WHAT THE TASK ASKS:
Report only the number of lines in the records that contain the word "with".

SOURCE MATERIAL:
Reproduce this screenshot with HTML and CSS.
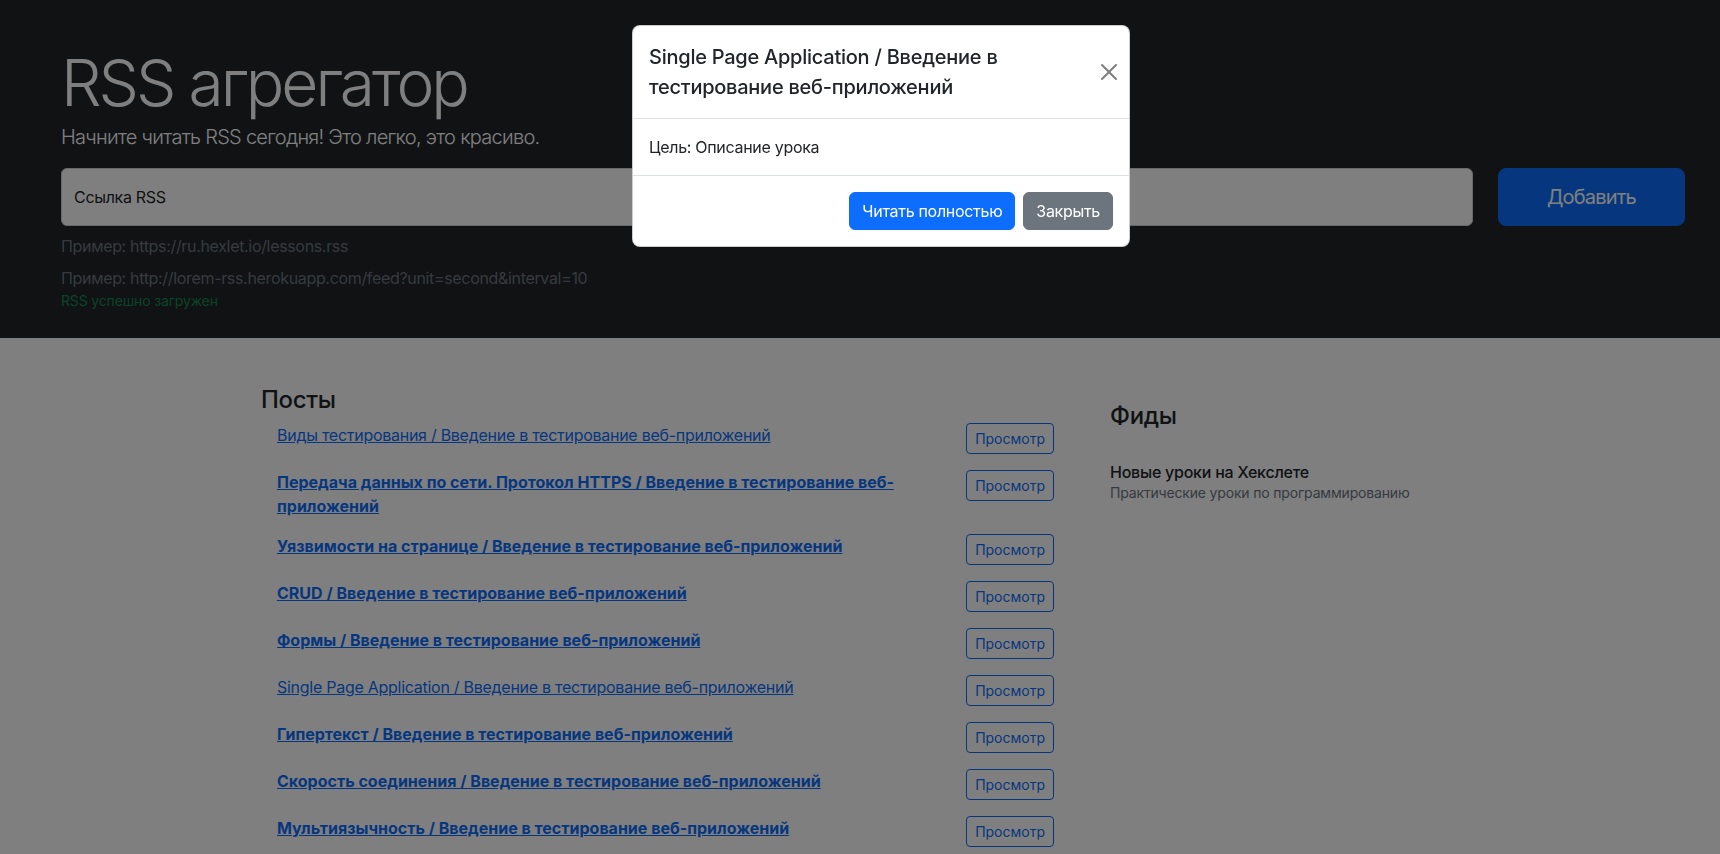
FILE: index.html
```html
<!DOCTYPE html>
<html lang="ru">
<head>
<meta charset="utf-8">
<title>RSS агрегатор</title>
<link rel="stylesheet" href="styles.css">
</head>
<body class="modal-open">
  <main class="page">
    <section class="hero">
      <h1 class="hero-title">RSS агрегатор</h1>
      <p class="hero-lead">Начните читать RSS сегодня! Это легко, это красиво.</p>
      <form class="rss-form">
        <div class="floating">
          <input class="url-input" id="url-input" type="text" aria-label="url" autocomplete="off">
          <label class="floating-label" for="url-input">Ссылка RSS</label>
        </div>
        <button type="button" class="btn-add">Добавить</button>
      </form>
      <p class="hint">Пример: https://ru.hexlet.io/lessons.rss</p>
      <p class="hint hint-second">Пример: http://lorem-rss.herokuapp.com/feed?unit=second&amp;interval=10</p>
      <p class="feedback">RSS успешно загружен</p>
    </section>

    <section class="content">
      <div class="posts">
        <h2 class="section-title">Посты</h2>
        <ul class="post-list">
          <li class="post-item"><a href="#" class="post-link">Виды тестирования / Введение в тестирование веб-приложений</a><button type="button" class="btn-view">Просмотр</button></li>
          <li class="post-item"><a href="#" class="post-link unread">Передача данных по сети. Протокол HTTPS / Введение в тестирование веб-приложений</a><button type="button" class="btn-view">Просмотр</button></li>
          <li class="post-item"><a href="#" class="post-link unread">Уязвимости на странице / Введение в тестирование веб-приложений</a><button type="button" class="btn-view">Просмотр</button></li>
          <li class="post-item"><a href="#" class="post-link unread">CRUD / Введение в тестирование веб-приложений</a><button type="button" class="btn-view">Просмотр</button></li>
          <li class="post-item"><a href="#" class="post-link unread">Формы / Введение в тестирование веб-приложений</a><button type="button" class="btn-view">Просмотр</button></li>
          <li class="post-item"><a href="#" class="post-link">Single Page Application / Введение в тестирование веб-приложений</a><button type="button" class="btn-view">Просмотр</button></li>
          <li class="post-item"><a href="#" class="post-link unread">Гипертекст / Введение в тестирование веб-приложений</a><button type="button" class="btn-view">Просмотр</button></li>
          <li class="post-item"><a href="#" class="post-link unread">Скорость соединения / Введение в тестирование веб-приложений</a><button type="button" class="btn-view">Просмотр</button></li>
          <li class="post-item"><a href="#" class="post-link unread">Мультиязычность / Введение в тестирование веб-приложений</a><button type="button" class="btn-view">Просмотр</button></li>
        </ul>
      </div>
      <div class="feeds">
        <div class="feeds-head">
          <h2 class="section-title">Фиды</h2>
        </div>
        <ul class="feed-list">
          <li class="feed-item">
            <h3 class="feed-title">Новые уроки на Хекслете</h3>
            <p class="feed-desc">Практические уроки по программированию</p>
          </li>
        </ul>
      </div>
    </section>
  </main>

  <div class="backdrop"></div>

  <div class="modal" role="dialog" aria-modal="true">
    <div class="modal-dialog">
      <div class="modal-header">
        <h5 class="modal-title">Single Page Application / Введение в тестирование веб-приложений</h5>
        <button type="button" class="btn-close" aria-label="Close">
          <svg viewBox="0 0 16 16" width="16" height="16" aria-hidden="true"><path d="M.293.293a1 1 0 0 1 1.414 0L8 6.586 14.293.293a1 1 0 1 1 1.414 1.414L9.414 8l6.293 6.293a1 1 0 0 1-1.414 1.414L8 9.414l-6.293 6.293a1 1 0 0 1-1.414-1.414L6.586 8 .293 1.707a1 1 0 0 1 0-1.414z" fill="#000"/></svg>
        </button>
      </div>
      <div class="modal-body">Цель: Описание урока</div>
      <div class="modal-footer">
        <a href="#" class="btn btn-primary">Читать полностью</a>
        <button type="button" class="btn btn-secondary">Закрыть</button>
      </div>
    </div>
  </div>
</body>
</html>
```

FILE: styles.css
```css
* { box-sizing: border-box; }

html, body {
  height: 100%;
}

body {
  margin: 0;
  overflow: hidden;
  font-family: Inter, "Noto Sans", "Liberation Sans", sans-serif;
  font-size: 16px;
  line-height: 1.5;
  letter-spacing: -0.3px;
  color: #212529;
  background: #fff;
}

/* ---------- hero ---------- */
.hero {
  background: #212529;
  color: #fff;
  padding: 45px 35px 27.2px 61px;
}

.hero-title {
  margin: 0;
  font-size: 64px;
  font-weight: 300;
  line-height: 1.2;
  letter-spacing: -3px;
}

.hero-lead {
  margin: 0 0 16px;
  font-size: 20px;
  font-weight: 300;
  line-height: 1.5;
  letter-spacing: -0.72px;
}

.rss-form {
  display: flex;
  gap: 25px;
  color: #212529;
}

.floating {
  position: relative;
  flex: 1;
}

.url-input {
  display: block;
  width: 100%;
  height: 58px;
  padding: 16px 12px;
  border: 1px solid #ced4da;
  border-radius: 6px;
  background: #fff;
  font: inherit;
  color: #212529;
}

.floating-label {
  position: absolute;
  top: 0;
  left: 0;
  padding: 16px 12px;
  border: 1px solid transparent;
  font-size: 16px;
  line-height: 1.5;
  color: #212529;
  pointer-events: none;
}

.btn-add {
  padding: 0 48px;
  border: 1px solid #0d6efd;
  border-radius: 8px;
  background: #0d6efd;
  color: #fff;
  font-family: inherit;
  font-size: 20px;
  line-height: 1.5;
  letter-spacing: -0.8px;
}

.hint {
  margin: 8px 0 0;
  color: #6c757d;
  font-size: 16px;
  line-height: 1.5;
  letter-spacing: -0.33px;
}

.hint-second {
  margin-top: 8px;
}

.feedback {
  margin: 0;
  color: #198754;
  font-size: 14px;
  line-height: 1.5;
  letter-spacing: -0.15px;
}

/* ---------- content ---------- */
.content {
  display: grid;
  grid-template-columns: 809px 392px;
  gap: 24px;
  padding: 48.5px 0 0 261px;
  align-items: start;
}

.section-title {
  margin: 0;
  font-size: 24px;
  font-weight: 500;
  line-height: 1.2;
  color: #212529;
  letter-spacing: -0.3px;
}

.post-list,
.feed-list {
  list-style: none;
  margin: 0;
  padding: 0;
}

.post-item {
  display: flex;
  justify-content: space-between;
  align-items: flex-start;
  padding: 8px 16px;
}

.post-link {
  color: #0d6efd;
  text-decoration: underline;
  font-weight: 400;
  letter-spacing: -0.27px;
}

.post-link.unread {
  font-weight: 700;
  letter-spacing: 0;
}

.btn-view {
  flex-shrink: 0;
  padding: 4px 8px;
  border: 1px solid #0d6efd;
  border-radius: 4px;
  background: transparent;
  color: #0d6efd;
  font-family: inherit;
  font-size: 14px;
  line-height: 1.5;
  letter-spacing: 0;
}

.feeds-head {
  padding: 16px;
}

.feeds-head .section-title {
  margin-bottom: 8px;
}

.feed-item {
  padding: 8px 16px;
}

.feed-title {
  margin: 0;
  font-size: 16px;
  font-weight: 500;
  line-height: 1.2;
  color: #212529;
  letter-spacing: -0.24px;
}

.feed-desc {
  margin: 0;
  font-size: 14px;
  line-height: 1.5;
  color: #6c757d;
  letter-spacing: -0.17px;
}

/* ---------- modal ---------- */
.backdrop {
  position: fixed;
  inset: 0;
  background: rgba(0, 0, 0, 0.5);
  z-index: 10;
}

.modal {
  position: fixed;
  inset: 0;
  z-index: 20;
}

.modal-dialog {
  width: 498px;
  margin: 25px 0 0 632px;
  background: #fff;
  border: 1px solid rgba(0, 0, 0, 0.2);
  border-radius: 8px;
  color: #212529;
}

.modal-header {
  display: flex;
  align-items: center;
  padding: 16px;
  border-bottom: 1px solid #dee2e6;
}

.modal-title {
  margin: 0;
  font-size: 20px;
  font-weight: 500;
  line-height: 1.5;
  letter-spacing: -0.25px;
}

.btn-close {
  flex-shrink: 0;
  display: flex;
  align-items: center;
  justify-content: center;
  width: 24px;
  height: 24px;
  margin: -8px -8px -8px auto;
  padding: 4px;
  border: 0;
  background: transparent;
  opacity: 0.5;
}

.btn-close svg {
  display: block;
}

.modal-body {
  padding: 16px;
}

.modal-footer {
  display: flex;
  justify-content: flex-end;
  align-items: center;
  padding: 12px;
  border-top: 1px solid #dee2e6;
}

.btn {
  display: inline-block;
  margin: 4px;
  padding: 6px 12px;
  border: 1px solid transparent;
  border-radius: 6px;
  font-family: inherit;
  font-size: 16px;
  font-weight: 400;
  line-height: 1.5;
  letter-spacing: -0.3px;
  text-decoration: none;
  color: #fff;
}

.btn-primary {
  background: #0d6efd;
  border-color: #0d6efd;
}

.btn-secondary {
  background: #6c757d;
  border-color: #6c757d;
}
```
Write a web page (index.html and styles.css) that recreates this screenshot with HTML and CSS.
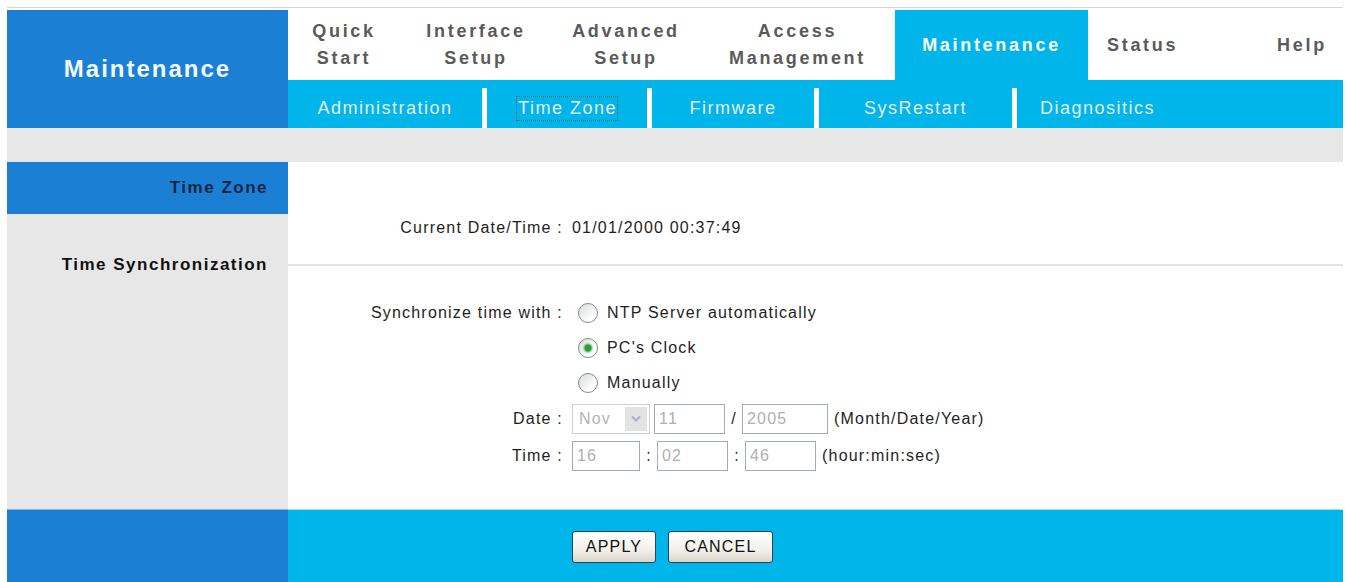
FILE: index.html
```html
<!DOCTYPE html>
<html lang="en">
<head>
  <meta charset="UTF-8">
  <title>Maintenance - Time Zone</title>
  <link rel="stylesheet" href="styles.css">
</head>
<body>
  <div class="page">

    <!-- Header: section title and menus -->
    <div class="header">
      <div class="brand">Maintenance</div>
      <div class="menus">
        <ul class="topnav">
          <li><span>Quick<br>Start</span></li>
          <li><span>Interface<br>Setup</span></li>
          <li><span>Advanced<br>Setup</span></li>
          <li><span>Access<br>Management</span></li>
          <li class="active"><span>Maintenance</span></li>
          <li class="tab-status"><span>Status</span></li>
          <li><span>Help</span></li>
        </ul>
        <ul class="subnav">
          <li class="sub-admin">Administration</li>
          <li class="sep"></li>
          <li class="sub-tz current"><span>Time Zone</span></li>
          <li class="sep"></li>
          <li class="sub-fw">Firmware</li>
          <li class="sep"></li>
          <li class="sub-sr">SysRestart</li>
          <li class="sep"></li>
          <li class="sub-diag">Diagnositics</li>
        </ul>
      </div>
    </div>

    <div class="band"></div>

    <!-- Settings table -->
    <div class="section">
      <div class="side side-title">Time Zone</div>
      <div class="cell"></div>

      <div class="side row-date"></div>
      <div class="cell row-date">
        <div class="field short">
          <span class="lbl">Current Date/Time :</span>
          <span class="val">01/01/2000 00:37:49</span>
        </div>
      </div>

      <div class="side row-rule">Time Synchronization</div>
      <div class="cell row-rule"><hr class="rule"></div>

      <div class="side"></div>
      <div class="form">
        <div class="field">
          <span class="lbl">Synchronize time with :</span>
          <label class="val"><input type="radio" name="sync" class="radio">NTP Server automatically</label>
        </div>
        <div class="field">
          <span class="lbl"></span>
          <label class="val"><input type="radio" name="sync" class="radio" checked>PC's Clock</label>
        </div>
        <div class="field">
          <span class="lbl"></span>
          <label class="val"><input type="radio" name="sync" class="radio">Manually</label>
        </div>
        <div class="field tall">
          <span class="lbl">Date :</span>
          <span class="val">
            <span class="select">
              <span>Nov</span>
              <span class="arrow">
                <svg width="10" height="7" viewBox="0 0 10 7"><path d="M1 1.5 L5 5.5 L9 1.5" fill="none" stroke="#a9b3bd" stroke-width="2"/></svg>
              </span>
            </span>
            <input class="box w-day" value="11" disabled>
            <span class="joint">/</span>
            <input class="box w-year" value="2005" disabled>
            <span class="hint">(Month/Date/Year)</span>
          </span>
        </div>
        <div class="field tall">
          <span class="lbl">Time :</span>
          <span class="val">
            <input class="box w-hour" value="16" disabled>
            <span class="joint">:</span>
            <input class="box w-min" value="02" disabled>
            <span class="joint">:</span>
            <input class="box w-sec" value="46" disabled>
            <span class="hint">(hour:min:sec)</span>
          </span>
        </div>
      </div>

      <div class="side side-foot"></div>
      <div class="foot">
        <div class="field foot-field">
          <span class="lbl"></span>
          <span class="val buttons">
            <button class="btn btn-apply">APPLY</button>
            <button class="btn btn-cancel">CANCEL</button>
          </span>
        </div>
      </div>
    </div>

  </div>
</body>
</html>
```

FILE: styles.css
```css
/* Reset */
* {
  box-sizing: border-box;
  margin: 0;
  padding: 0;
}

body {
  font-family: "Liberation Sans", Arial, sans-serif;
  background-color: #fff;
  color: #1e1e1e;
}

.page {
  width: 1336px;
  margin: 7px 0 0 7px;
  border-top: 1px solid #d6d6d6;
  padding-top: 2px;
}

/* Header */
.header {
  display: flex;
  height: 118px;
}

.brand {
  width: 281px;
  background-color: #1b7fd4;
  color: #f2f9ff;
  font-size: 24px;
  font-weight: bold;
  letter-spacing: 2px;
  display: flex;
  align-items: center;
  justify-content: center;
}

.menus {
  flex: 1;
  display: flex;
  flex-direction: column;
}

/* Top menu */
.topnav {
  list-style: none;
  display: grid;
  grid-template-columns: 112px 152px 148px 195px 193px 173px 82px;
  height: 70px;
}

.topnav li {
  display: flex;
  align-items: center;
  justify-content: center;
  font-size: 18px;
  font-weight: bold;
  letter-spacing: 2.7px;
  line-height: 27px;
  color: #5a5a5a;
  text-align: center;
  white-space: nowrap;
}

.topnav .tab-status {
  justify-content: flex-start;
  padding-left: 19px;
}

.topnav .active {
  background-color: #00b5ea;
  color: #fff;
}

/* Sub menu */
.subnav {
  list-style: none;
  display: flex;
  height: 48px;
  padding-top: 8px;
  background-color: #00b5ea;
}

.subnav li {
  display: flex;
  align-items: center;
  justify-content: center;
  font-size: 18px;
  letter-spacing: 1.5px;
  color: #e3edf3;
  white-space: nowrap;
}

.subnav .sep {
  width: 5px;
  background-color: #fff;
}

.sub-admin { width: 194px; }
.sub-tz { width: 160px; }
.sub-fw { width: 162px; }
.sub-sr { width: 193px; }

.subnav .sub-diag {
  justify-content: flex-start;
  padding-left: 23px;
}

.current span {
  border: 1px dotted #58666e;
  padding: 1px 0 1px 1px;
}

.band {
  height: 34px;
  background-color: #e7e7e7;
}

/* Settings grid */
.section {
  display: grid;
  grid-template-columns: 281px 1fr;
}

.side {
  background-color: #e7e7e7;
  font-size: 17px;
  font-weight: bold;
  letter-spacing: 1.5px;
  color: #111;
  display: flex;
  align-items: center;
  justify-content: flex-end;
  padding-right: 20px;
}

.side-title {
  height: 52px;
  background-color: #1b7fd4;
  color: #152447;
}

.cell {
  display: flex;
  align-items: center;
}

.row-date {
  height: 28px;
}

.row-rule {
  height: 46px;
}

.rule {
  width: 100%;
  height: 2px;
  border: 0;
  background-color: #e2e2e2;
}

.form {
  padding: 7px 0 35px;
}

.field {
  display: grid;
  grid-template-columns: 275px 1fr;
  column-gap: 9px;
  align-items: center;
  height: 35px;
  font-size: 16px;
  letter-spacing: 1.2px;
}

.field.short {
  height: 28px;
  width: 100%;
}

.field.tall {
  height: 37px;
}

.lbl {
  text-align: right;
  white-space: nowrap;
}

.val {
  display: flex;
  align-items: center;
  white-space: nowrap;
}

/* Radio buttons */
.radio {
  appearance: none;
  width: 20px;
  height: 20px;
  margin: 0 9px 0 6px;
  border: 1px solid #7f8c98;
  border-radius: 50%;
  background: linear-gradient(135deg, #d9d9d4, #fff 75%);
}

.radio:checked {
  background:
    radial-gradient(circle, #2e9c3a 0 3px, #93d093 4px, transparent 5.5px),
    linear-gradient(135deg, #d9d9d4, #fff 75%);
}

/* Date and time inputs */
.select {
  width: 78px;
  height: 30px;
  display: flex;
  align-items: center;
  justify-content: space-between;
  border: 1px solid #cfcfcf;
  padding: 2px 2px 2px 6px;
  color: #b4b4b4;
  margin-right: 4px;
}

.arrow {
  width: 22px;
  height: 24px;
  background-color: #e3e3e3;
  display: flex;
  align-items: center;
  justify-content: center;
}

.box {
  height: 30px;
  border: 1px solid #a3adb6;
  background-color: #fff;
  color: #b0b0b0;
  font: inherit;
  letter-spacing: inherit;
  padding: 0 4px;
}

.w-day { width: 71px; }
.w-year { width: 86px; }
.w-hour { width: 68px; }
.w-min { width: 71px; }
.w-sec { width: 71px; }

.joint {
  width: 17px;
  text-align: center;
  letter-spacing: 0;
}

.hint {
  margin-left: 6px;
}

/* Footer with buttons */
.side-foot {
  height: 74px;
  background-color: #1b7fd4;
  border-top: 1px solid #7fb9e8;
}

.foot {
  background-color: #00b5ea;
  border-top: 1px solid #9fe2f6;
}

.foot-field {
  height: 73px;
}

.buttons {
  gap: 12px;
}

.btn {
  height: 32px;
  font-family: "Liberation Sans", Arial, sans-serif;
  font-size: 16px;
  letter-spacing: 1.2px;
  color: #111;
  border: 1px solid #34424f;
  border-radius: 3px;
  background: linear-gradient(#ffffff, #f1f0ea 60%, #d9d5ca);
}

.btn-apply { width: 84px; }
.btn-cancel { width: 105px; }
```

FINAL RESULT:
4